Please see the full README file in the source distribution for more
information. All information here is redundant with respect to it.
Flicker is a technique to execute a piece of application logic (PAL)
code with an extremely small TCB, while maintaining compatibility
with a legacy operating system. Flicker requires that the computer
have support for dynamic root of trust. The legacy operating system
for this version is 32-bit non-PAE Linux, or 32-bit non-PAE Windows 7.
Flicker is derived from a research project at CMU:
http://sparrow.ece.cmu.edu/group/flicker.html
Prerequisites
=============
Hardware
--------
To use Flicker, a PC platform supporting dynamic root of trust is
needed. AMD and Intel have implemented this differently. A v1.2 TPM
is also required (and it must be enabled and activated in the BIOS).
The AMD version of Flicker requires a processor supporting the SKINIT
instruction, a v1.2 TPM [2], and a chipset which provides memory
protection for the Flicker code. The SKINIT instruction is available
with newer AMD64 processors [3]. Look for 'svm' in /proc/cpuinfo. In
the BIOS, you must enable hardware virtualization support.
The Intel version of Flicker requires a processor supporting the
GETSEC[SENTER] instruction, a v1.2 TPM [2], and a chipset which
provides memory protection for the Flicker code. These features are
available on vPro-branded systems supporting Intel Trusted eXecution
Technology (TXT) [6]. Look for 'smx' and 'vmx' in /proc/cpuinfo. In
BIOS, you must enable hardware virtualization support (VT), Trusted
eXecution Technology (TXT), and VT-d. There are known-bad (really bad;
you could RUIN YOUR MOTHERBOARD) BIOSes out there for TXT. Upgrade
your BIOS to the newest available version.
To verify that your system has a v1.2 TPM:
$ modprobe tpm_tis force=1 interrupts=0
$ cat `find /sys -name pcrs`
You should have 24 PCRs listed (0-23). If you have only 16 PCRs
(0-15), then you have a v1.1b TPM, and Flicker won't work.
Changelog
#########
flicker-0.1: Initial public release of AMD-specific code
- code corresponds to all claims in the EuroSys paper
flicker-0.2: Add support for Intel TXT
- Intel and AMD versions independent; no integration
flicker-0.3: Intel-only TPM NV RAM experimentation; no public release
flicker-0.4: Memoir-related [9]; no public release
- includes AMD microcode clear support (NO reloading of microcode currently; use at your own risk)

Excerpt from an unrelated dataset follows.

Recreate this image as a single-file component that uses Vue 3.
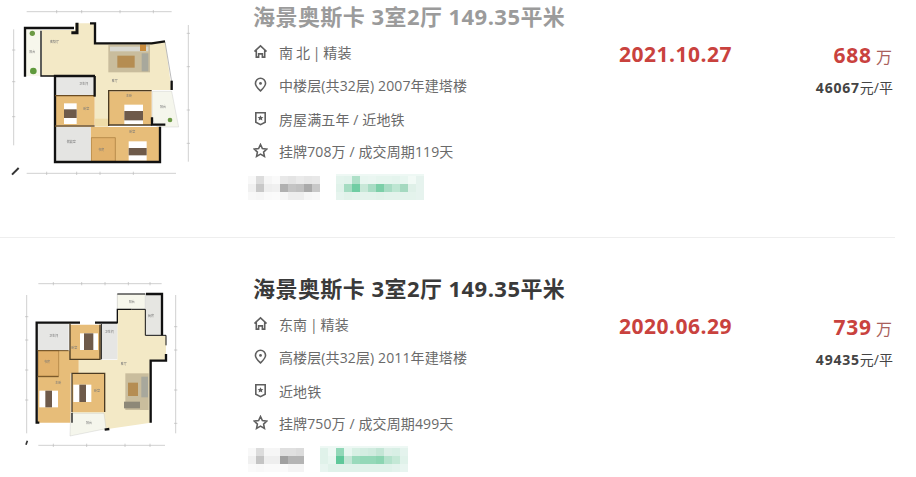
<script setup>
const deals = [
  {
    title: '海景奥斯卡 3室2厅 149.35平米',
    visited: true,
    plan: 'a',
    house: '南 北 | 精装',
    floor: '中楼层(共32层) 2007年建塔楼',
    tag: '房屋满五年 / 近地铁',
    cycle: '挂牌708万 / 成交周期119天',
    date: '2021.10.27',
    price: '688',
    unit: '46067',
    grayCols: 9,
    gray: ['f8f8f8', 'dcdcdc', 'f6f6f6', 'fafafa', 'e8e8e8', 'e4e4e4', 'eaeaea', 'e6e6e6', 'e8e8e8',
      'f0f0f0', 'c8c8c8', 'eeeeee', 'f0f0f0', 'b0b0b0', 'c4c4c4', 'c0c0c0', 'aaaaaa', 'c8c8c8',
      'f8f8f8', 'f6f6f6', 'fafafa', 'fbfbfb', 'f6f6f6', 'eeeeee', 'eeeeee', 'f6f6f6', 'f8f8f8'],
    greenCols: 11,
    green: ['e4f4ed', 'e2f3ec', 'aee0c8', 'e8f6f0', 'eaf6f1', 'e6f5ee', 'e6f5ee', 'e4f4ed', 'e8f6f0', 'f2faf6', 'e6f3ee',
      'e0f2ea', 'a5dcc2', '70cda3', 'c8e8d8', 'a8dcc4', '7ccfa8', 'a8dcc4', 'bde6d2', 'a5d9c0', 'dff0e8', 'e6f3ee',
      'e6f4ee', 'e2f2ea', 'e4f3ec', 'e4f3ec', 'e4f3ec', 'e2f2ea', 'e4f3ec', 'e4f3ec', 'e4f3ec', 'e4f3ec', 'e6f3ee']
  },
  {
    title: '海景奥斯卡 3室2厅 149.35平米',
    visited: false,
    plan: 'b',
    house: '东南 | 精装',
    floor: '高楼层(共32层) 2011年建塔楼',
    tag: '近地铁',
    cycle: '挂牌750万 / 成交周期499天',
    date: '2020.06.29',
    price: '739',
    unit: '49435',
    grayCols: 7,
    gray: ['f8f8f8', 'dcdcdc', 'f6f6f6', 'f6f6f6', 'e0e0e0', 'e0e0e0', 'dcdcdc',
      'f0f0f0', 'c4c4c4', 'eeeeee', 'eeeeee', 'a0a0a0', 'b4b4b4', 'b4b4b4',
      'fafafa', 'f8f8f8', 'fafafa', 'fafafa', 'fafafa', 'f4f4f4', 'f4f4f4'],
    greenCols: 11,
    green: ['e0f2ea', 'eef8f4', '92d8b8', 'e8f6f0', 'd8f0e4', 'd4ede2', 'd0ebdf', 'c4e6d6', 'dcefe7', 'd8efe5', 'e4f3ed',
      'e0f2ea', 'e8f6f0', '5fc89a', 'c4e6d6', '9adabc', '94d8b8', '94d8b8', '8cd5b2', 'b4e2cc', 'c4e8d6', 'e0f2ea',
      'e8f5f0', 'e0f2ea', 'e0f2ea', 'e0f2ea', 'e0f2ea', 'e0f2ea', 'e0f2ea', 'e0f2ea', 'e0f2ea', 'e4f3ed', 'e8f5f0']
  }
]
</script>

<template>
  <div class="page">
    <div class="list">
      <div class="deal" v-for="deal in deals" :key="deal.date">
        <div class="plan">
          <svg v-if="deal.plan === 'a'" class="plan-svg" viewBox="0 0 720 621" width="240" height="207">
            <g stroke="#b9b9b9" stroke-width="2" fill="none">
              <path d="M80 35H515M80 520H528M41 88V436M565 75V485" />
              <path d="M170 30v10M245 30v10M360 30v10M460 30v10M140 515v10M230 515v10M300 515v10M400 515v10M36 150h10M36 245h10M36 350h10M560 100h10M560 200h10M560 330h10M560 430h10" />
            </g>
            <path d="M125 90H225V70H282L287 130L495 125L515 270H325V378H285V232H165L125 226Z" fill="#f3e9c6" />
            <rect x="76" y="88" width="48" height="140" fill="#f7f7ec" />
            <path d="M165 232H284V287H165Z" fill="#e6e6e4" />
            <path d="M165 288H284V376H165Z" fill="#e7bd79" />
            <path d="M327 274H455V374H327Z" fill="#e7bd79" />
            <path d="M457 274H515L536 381H472L457 358Z" fill="#f5f6ec" stroke="#bbb" />
            <path d="M272 381H478V486H272Z" fill="#e7bd79" />
            <path d="M274 413H346V484H274Z" fill="#e2b26c" stroke="#a5793a" stroke-width="2" />
            <path d="M165 381H272V486H165Z" fill="#e4e4e2" />
            <path d="M285 356H325V380H285Z" fill="#efdca8" />
            <path d="M495 125L515 245" stroke="#999" stroke-width="2" fill="none" />
            <circle cx="97" cy="100" r="8" fill="#6c9a45" />
            <circle cx="100" cy="213" r="10" fill="#5f9a3c" />
            <circle cx="510" cy="360" r="7" fill="#6c9a45" />
            <!-- sofa -->
            <rect x="325" y="135" width="125" height="82" fill="#c9bd9d" />
            <rect x="352" y="167" width="52" height="36" fill="#b58d52" />
            <rect x="330" y="140" width="115" height="14" fill="#d8d8d0" />
            <rect x="425" y="160" width="20" height="54" fill="#a8a89c" />
            <rect x="420" y="133" width="18" height="20" fill="#c98b3c" />
            <!-- beds -->
            <g>
              <rect x="373" y="314" width="56" height="60" fill="#fff" />
              <rect x="373" y="333" width="56" height="28" fill="#6e5a4a" />
              <rect x="192" y="310" width="38" height="62" fill="#fff" />
              <rect x="192" y="328" width="38" height="26" fill="#6e5a4a" />
              <rect x="386" y="424" width="54" height="58" fill="#fff" />
              <rect x="386" y="444" width="54" height="22" fill="#6e5a4a" />
            </g>
            <!-- walls -->
            <g stroke="#111" stroke-width="7" fill="none">
              <path d="M75 230V84H222" />
              <path d="M231 68V98H214" stroke-width="9" />
              <path d="M270 70H285V130H455L495 124" />
              <path d="M515 242V270" />
              <path d="M123 92V228H165" stroke-width="4" />
              <path d="M285 228H165V486H480V380" />
              <path d="M165 287H284M165 378H284" stroke="#6b4c22" stroke-width="4" />
              <path d="M284 228V290" />
              <path d="M326 378V272H455" stroke="#4b3b22" stroke-width="4" />
              <path d="M326 375H455" stroke="#4b3b22" stroke-width="4" />
              <path d="M456 352V374H496" />
            </g>
            <path d="M36 524L56 504" stroke="#333" stroke-width="6" />
            <g class="room-label">
              <text x="150" y="130">客餐厅</text>
              <text x="335" y="245">客厅</text>
              <text x="378" y="292">主卧</text>
              <text x="250" y="330">卧室</text>
              <text x="388" y="400">卧室</text>
              <text x="200" y="430">储藏室</text>
              <text x="295" y="452">书房</text>
              <text x="480" y="325">阳台</text>
              <text x="238" y="255">卫生间</text>
              <text x="88" y="160">阳台</text>
            </g>
          </svg>

          <svg v-else class="plan-svg" viewBox="0 0 720 621" width="240" height="207">
            <g transform="translate(0 -6)">
              <g stroke="#b9b9b9" stroke-width="2" fill="none">
                <path d="M115 41H485M115 526H495M80 75V490M527 75V490" />
                <path d="M160 36v10M245 36v10M315 36v10M385 36v10M450 36v10M160 521v10M260 521v10M375 521v10M450 521v10M75 140h10M75 210h10M75 300h10M75 390h10M522 170h10M522 240h10M522 360h10M522 460h10" />
              </g>
              <path d="M352 118H437V198H498V270H452V458L318 478H216V310H236V270H352Z" fill="#f3e9c6" />
              <path d="M352 72H436V118H352Z" fill="#f7f7ec" stroke="#999" />
              <path d="M438 72H486V196H438Z" fill="#e6e6e2" />
              <path d="M112 160H206V240H112Z" fill="#e6e6e4" />
              <path d="M210 164H302V268H210Z" fill="#e7bd79" />
              <path d="M304 162H352V268H304Z" fill="#e6e6e4" />
              <path d="M114 242H236V310H212V458H114Z" fill="#e7bd79" />
              <path d="M114 242H176V318H114Z" fill="#e2b26c" stroke="#a5793a" stroke-width="2" />
              <path d="M216 310H314V426H216Z" fill="#e7bd79" />
              <path d="M212 430H312L318 476L210 498Z" fill="#f5f6ec" stroke="#bbb" />
              <!-- sofa -->
              <rect x="376" y="310" width="70" height="110" fill="#c9bd9d" />
              <rect x="384" y="338" width="30" height="40" fill="#b58d52" />
              <rect x="372" y="395" width="48" height="20" fill="#8d8878" />
              <rect x="424" y="320" width="20" height="62" fill="#a8a89c" />
              <!-- beds -->
              <g>
                <rect x="240" y="190" width="54" height="50" fill="#fff" />
                <rect x="252" y="190" width="28" height="50" fill="#6e5a4a" />
                <rect x="118" y="362" width="56" height="50" fill="#fff" />
                <rect x="136" y="362" width="20" height="50" fill="#6e5a4a" />
                <rect x="220" y="344" width="54" height="52" fill="#fff" />
                <rect x="238" y="344" width="20" height="52" fill="#6e5a4a" />
              </g>
              <!-- walls -->
              <g stroke="#111" stroke-width="7" fill="none">
                <path d="M352 72H436" stroke-width="3" />
                <path d="M438 72H486V196" />
                <path d="M352 160V118H394" stroke-width="4" />
                <path d="M394 118H436V196H498V226" stroke-width="3" />
                <path d="M498 252V272H452V458" />
                <path d="M352 158H285M240 158H110V458H118" />
                <path d="M210 160V268H300V164" stroke="#4b3b22" stroke-width="4" />
                <path d="M304 162V268" stroke-width="3" />
                <path d="M112 242H206M112 320H176" stroke="#6b4c22" stroke-width="3" />
                <path d="M216 426V310H314V426" stroke="#4b3b22" stroke-width="4" />
                <path d="M216 428V458" stroke-width="4" />
                <path d="M314 479L328 477" />
              </g>
              <path d="M78 524L82 512" stroke="#333" stroke-width="5" />
              <g class="room-label">
                <text x="148" y="200">卫生间</text>
                <text x="314" y="190">卫生间</text>
                <text x="214" y="238">卧室</text>
                <text x="362" y="284">客厅</text>
                <text x="132" y="280">书房</text>
                <text x="166" y="342">主卧</text>
                <text x="282" y="366">卧室</text>
                <text x="258" y="462">阳台</text>
                <text x="386" y="98">阳台</text>
                <text x="444" y="140">厨房</text>
              </g>
            </g>
          </svg>
        </div>

        <div class="info">
          <div class="title" :class="{ visited: deal.visited }">{{ deal.title }}</div>

          <div class="line house">
            <svg class="icon" viewBox="0 0 16 16">
              <path d="M1.5 8L8 2l6.5 6M3.5 6.5V14H6V10.5h4V14h2.5V6.5" />
            </svg>
            <span>{{ deal.house }}</span>
          </div>
          <div class="line">
            <svg class="icon" viewBox="0 0 16 16">
              <path d="M8 14.8C5 11.8 2.6 9.6 2.6 6.8a5.4 5.4 0 0 1 10.8 0c0 2.8-2.4 5-5.4 8z" />
              <circle class="dot" cx="8" cy="6.8" r="1.5" />
            </svg>
            <span>{{ deal.floor }}</span>
          </div>
          <div class="line tag-line">
            <svg class="icon" viewBox="0 0 16 16">
              <path d="M3 1.8H13V12L8 14.6 3 12Z" />
              <path class="dot" d="M8 4.4l1 2 2.1.2-1.6 1.4.5 2.1L8 9l-2 1.1.5-2.1-1.6-1.4L7 6.4z" />
            </svg>
            <span>{{ deal.tag }}</span>
          </div>
          <div class="line">
            <svg class="icon" viewBox="0 0 16 16">
              <path d="M8 1.6l2 4.3 4.7.6-3.4 3.2.9 4.6L8 11.9l-4.2 2.4.9-4.6L1.3 6.5 6 5.9z" />
            </svg>
            <span>{{ deal.cycle }}</span>
          </div>

          <div class="tags">
            <div class="mosaic" :style="{ gridTemplateColumns: `repeat(${deal.grayCols}, 8px)` }">
              <i v-for="(c, i) in deal.gray" :key="i" :style="{ background: '#' + c }"></i>
            </div>
            <div class="mosaic green" :style="{ gridTemplateColumns: `repeat(${deal.greenCols}, 8px)` }">
              <i v-for="(c, i) in deal.green" :key="i" :style="{ background: '#' + c }"></i>
            </div>
          </div>
        </div>

        <div class="date">{{ deal.date }}</div>

        <div class="prices">
          <div class="price"><b>{{ deal.price }}</b> <span>万</span></div>
          <div class="unit"><b>{{ deal.unit }}</b>元/平</div>
        </div>
      </div>
    </div>
  </div>
</template>

<style scoped>
.page {
  width: 916px;
  height: 477px;
  overflow: hidden;
  background: #fff;
  font-family: "Open Sans", "Noto Sans CJK SC", sans-serif;
}
.list {
  width: 895px;
  margin-top: -34px;
}
.deal {
  display: flex;
  height: 272px;
  box-sizing: border-box;
  padding-top: 36px;
  border-bottom: 1px solid #eee;
}
.plan {
  width: 253px;
  flex: none;
  margin-top: -2px;
}
.plan-svg {
  display: block;
  filter: blur(0.6px);
}
.room-label text {
  font-size: 9px;
  fill: #777;
}
.info {
  width: 366px;
  flex: none;
}
.title {
  height: 28px;
  line-height: 28px;
  margin-bottom: 5px;
  font-size: 22px;
  font-weight: 700;
  letter-spacing: 0.45px;
  color: #3a3a3a;
  white-space: nowrap;
}
.title.visited {
  color: #9b9b9b;
}
.line {
  display: flex;
  align-items: center;
  gap: 11px;
  height: 33px;
  box-sizing: border-box;
  font-size: 14px;
  letter-spacing: 0.12px;
  color: #6a6a6a;
  white-space: nowrap;
}
.house {
  word-spacing: -1px;
}
.tag-line {
  padding-top: 2px;
}
.icon {
  width: 15px;
  height: 15px;
  flex: none;
  fill: none;
  stroke: #5f5f5f;
  stroke-width: 1.7;
}
.icon .dot {
  fill: #5f5f5f;
  stroke: none;
}
.tags {
  display: flex;
  margin: 9px 0 0 -5px;
  gap: 16px;
}
.mosaic {
  display: grid;
  grid-auto-rows: 8px;
}
.green {
  box-shadow: 0 -2px 0 #eef8f4;
}
.date {
  width: 180px;
  flex: none;
  margin-top: 37px;
  height: 30px;
  line-height: 30px;
  font-size: 21px;
  font-weight: 700;
  letter-spacing: 0.5px;
  color: #c9423e;
}
.prices {
  flex: 1;
  margin-top: 38px;
  padding-right: 3px;
  text-align: right;
}
.price {
  height: 30px;
  line-height: 30px;
  color: #c9423e;
  white-space: nowrap;
}
.price b {
  font-size: 21px;
  letter-spacing: 0.8px;
}
.price span {
  font-size: 16px;
  color: #a9615c;
}
.unit {
  margin-top: 3px;
  margin-right: -1px;
  line-height: 30px;
  font-size: 14px;
  color: #444;
  white-space: nowrap;
}
.unit b {
  letter-spacing: 0.8px;
}
</style>

<style>
html, body {
  margin: 0;
  background: #fff;
}
</style>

- improvements to AMD version to support large parameters, etc as part of Memoir project
- improvements to AMD version to work without special kernel compilation (i.e., stock Ubuntu non-PAE 32-bit kernel)
flicker-0.5:
- removed all GPL'd code. release is strictly BSD-style licensed or Dual BSD/GPL for Linux kernel module
- code from tboot project obsoletes the TPM-related code from older versions
- unification of Linux kmod across AMD and Intel
- unification of PAL across AMD and Intel, [TODO] Windows and Linux
- added support for Windows 7 32-bit
- Linux version no longer depends on special linux kernel, but must be 32-bit and non-PAE
- run Intel PAL code in ring 3, isolated from the legacy OS state
- clear microcode before SKINIT on AMD processors
- in-memory logging for systems with no serial port
- single unified kernel module and PAL codebase that is processor-agnostic.
- compatible with most distributions' shipped non-PAE 32-bit Linux kernel builds
flicker-0.51 (alpha release for internal testing):
- changes exclusively to Linux x Intel. Linux x AMD unchanged,
Windows probably will not even build.
- minor tweak to sysfs code to keep pace with Linux-internal APIs
- modify Linux kmalloc() invocations to always be 2MB-aligned for PAL
- add support to debug Intel VT-d DMAR configuration information
- add support to explicitly disable VT-d DMAR PMR facility
- invoke disable_vtd_pmr() immediately following Flicker session,
before restoring interrupts
flicker-0.52 (alpha release for internal testing):
- minor bugfixes
flicker-0.53 (alpha release for internal testing):
- refactor Linux kmod to use existing Linux DMAR capabilities
- requires Linux kernel built with CONFIG_DMAR=y
and CONFIG_DMAR_DEFAULT_ON not set
- Ubuntu 11.04 -generic kernels (2.6.38-13-generic) confirmed to work
flicker-0.6:
- fix build issues on Windows
- stability improvements confirmed on Intel, Linux, Ubuntu 11.04
(primarily due to 2MB-aligned PAL and explicit disabling
of VT-d PMRs after a Flicker session completes)
flicker-0.7:
- build successfully with gcc-4.6 on Ubuntu 12.04 LTS
- link with libgcc.a to gain 64-bit emulation, etc.